Defective economic theories are an ultimate cause of poverty and war. Defective economic theories held in the majority of the 20th century have produced serious shortfalls in the standards of living of even the best countries, and utter catastrophes in many of the others.

No doubt this is true. But one can just as easily blame this on missapplied neoclassical theories and/or overzealous economists who believed they had access to more information than was even theoretically possible. Anarchist economists like David Friedman and Brian Caplan make this argument all the time: In order for the state to achieve a better outcome than the market, those running the state would need perfect economic knowledge, and even then, the market would equal or outperform these god-like economists in many cases.

Micha, The requirement for a

Micha,

The requirement for a science to be falsifiable is as untenable as a requirement that a science must involve controlled experiments. I am hoping that Cosmology does not soon become an experimental science.

Austrian economics is a study of the logical structure of man's actions in employing scarce means to pursue subjectively desired ends. It is neither comprehensively falsifiable nor substantively subject to controlled experiments.

This implies nothing about its validity.

Regards, Don

I agree, partly. I've been

I agree, partly. I've been studying the philosophy of science, and while it is true that many philosophers reject Karl Popper's criterion for separating science from pseudo-science, I think most would agree that falsifiability is at the very least a praiseworthy and useful attribute.
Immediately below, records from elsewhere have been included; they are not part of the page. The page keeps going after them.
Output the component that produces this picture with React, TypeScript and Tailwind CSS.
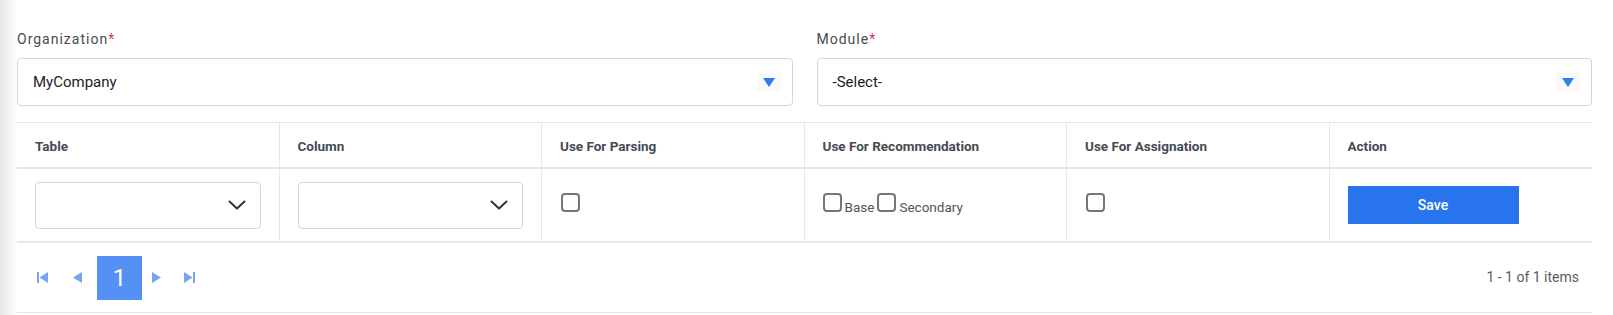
import type { ReactNode } from 'react'

const font = { fontFamily: 'Roboto, "Liberation Sans", Arial, sans-serif' }

function BlueCaret() {
  return (
    <span className="mr-[11px] flex h-[18px] w-[24px] items-center justify-center bg-[#f8f9fa]">
      <svg width="12" height="9" viewBox="0 0 12 9">
        <path d="M0 0h12L6 9z" fill="#2f7cf2" />
      </svg>
    </span>
  )
}

function Field({ label, value }: { label: string; value: string }) {
  return (
    <div>
      <div className="mb-[9px] h-[20px] text-[14px] leading-[20px] tracking-[1px] text-[#4a4a4a]">
        {label}
        <span className="text-[#e0344f]">*</span>
      </div>
      <div className="flex h-[48px] items-center justify-between rounded-[4px] border border-[#d3d6db] bg-white pl-[15px]">
        <span className="text-[15px] text-[#1d1d1d]">{value}</span>
        <BlueCaret />
      </div>
    </div>
  )
}

function Chevron() {
  return (
    <svg width="18" height="10" viewBox="0 0 18 10" fill="none">
      <path d="M1.5 1.5 9 8.5l7.5-7" stroke="#333" strokeWidth="2" strokeLinecap="round" strokeLinejoin="round" />
    </svg>
  )
}

function CellSelect() {
  return (
    <div className="flex h-[47px] w-full items-center justify-end rounded-[4px] border border-[#d3d6db] bg-white pr-[14px]">
      <Chevron />
    </div>
  )
}

function Box() {
  return <span className="inline-block h-[19px] w-[19px] rounded-[4px] border-2 border-[#767676] bg-white align-baseline" />
}

function Cell({ children, className = '' }: { children?: ReactNode; className?: string }) {
  return <div className={`flex items-center px-[18px] ${className}`}>{children}</div>
}

function Tri({ dir }: { dir: 'first' | 'prev' | 'next' | 'last' }) {
  const c = '#76a4f0'
  if (dir === 'prev' || dir === 'next') {
    return (
      <svg width="9" height="11" viewBox="0 0 9 11">
        {dir === 'prev' ? <path d="M9 0v11L0 5.5z" fill={c} /> : <path d="M0 0v11l9-5.5z" fill={c} />}
      </svg>
    )
  }
  return (
    <svg width="11" height="11" viewBox="0 0 11 11">
      {dir === 'first' ? (
        <>
          <rect x="0" y="0" width="2" height="11" fill={c} />
          <path d="M11 0v11L2.5 5.5z" fill={c} />
        </>
      ) : (
        <>
          <path d="M0 0v11l8.5-5.5z" fill={c} />
          <rect x="9" y="0" width="2" height="11" fill={c} />
        </>
      )}
    </svg>
  )
}

export default function App() {
  const headers = ['Table', 'Column', 'Use For Parsing', 'Use For Recommendation', 'Use For Assignation', 'Action']

  return (
    <div className="flex min-h-[315px] bg-white" style={font}>
      <div className="w-[17px] shrink-0 bg-gradient-to-r from-[#e6e6e6] to-white" />
      <div className="flex-1 pr-[21px]">
        <div className="grid grid-cols-2 gap-x-6 pt-[29px]">
          <Field label="Organization" value="MyCompany" />
          <Field label="Module" value="-Select-" />
        </div>

        <div className="mt-[16px]">
          {/* header */}
          <div className="grid grid-cols-6 divide-x divide-[#e4e7eb] border-t border-b-2 border-[#e4e7eb]">
            {headers.map((h) => (
              <Cell key={h} className="h-[44px] pt-[2px]">
                <span className="text-[13.5px] font-bold text-[#454b54]">{h}</span>
              </Cell>
            ))}
          </div>

          {/* row */}
          <div className="grid grid-cols-6 divide-x divide-[#e4e7eb] border-b-2 border-[#e4e7eb]">
            <Cell className="h-[72px]">
              <CellSelect />
            </Cell>
            <Cell className="h-[72px]">
              <CellSelect />
            </Cell>
            <Cell className="h-[72px] pl-[19px]">
              <div className="text-[13.5px] leading-[20px]">
                <Box />
              </div>
            </Cell>
            <Cell className="h-[72px]">
              <div className="text-[13.5px] leading-[20px] text-[#555]">
                <Box />
                <span className="ml-[3px] mr-[3px]">Base</span>
                <Box />
                <span className="ml-[3px]">Secondary</span>
              </div>
            </Cell>
            <Cell className="h-[72px] pl-[19px]">
              <div className="text-[13.5px] leading-[20px]">
                <Box />
              </div>
            </Cell>
            <Cell className="h-[72px]">
              <button className="h-[38px] w-[171px] bg-[#2874ec] text-[14px] font-medium text-white">Save</button>
            </Cell>
          </div>

          {/* pager */}
          <div className="flex h-[70px] items-center justify-between border-b border-[#e4e7eb]">
            <div className="flex items-center pl-[20px]">
              <Tri dir="first" />
              <span className="ml-[25px] flex">
                <Tri dir="prev" />
              </span>
              <span className="ml-[15px] flex h-[44px] w-[45px] items-center justify-center bg-[#5591f5] text-[24px] text-white">
                1
              </span>
              <span className="ml-[10px] flex">
                <Tri dir="next" />
              </span>
              <span className="ml-[23px] flex">
                <Tri dir="last" />
              </span>
            </div>
            <span className="pr-[13px] text-[14px] text-[#5b5b5b]">1 - 1 of 1 items</span>
          </div>
        </div>
      </div>
    </div>
  )
}
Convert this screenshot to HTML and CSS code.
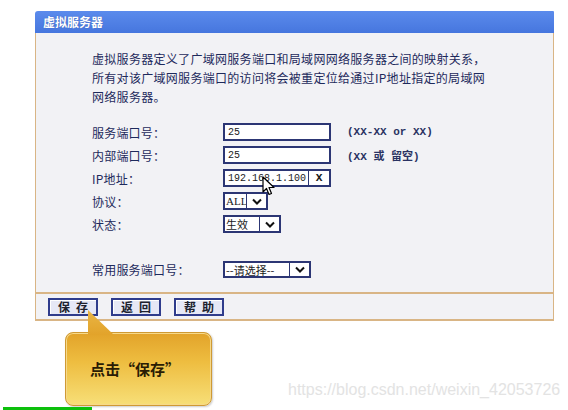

My point is not that Austrian economics is necessarily flawed (I have not studied enough of it to know for sure either way); merely that I don't see how Austrian economics solves any of the problems that neoclassical economics exhibits. Why is this important? Because almost everyone agrees that a scientific theory which is Pareto efficient relative to another theory should replace that theory; that is, if theory A can do everything theory B can do and more, than theory A is superior and should replace theory B. I don't see Austrian economics doing this to neoclassical economics. It does not seem to solve any of the stated problems.

Regardless, I'm still not sure what criterion you are using to determine when it is okay to use demand curves and when it is forboden.

Canada was able to

Canada was able to "negotiate" lower drug prices by threatening to stop recognizing the IP rights of drug developers to their product.

Allowing reimportaion will effectively void such IP rights and the result of that will not be good for the American consumer.

Which is not to say that I favor government involvement in this.

Micha, ...Because almost

Micha,

...Because almost everyone agrees that a scientific theory which is Pareto efficient relative to another theory should replace that theory; that is, if theory A can do everything theory B can do and more, than theory A is superior and should replace theory B. I don't see Austrian economics doing this to neoclassical economics. It does not seem to solve any of the stated problems....

I would not necessarily agree that, when it comes to theories, more is better. If neoclassical economics claimed that all money is green, it could be falsified by a sample of non-green money. But if all money happened to in fact be green, it couldn't be falsified. However, a theory that tried to explain less, saying that economics can have nothing valid to say about the color of money, is, to my mind, a more correct theory.

Thus part of the problems of incorrect theories is that they may try to explain too much.

Regards, Don

John T, My perception is

John T,

My perception is that a Canadian threat to violate IP rights isn't significant as long as the company is willing to write off the Canadian market, if necessary. Neither Canadian or other counterfeit drugs should be able to fill an American prescription.

Taking the opportunity to make a correction from my original post --

In Canada, it is likely that the revenue-maximizing price will be somewhat lower than that in the US, due to a lower population unable to as fully respond with demand to lower prices.

This no longer makes any sense, and the Canadian revenue-maximizing price may be higher or lower than the US price, but without any impact on the argument. The original post has now been edited.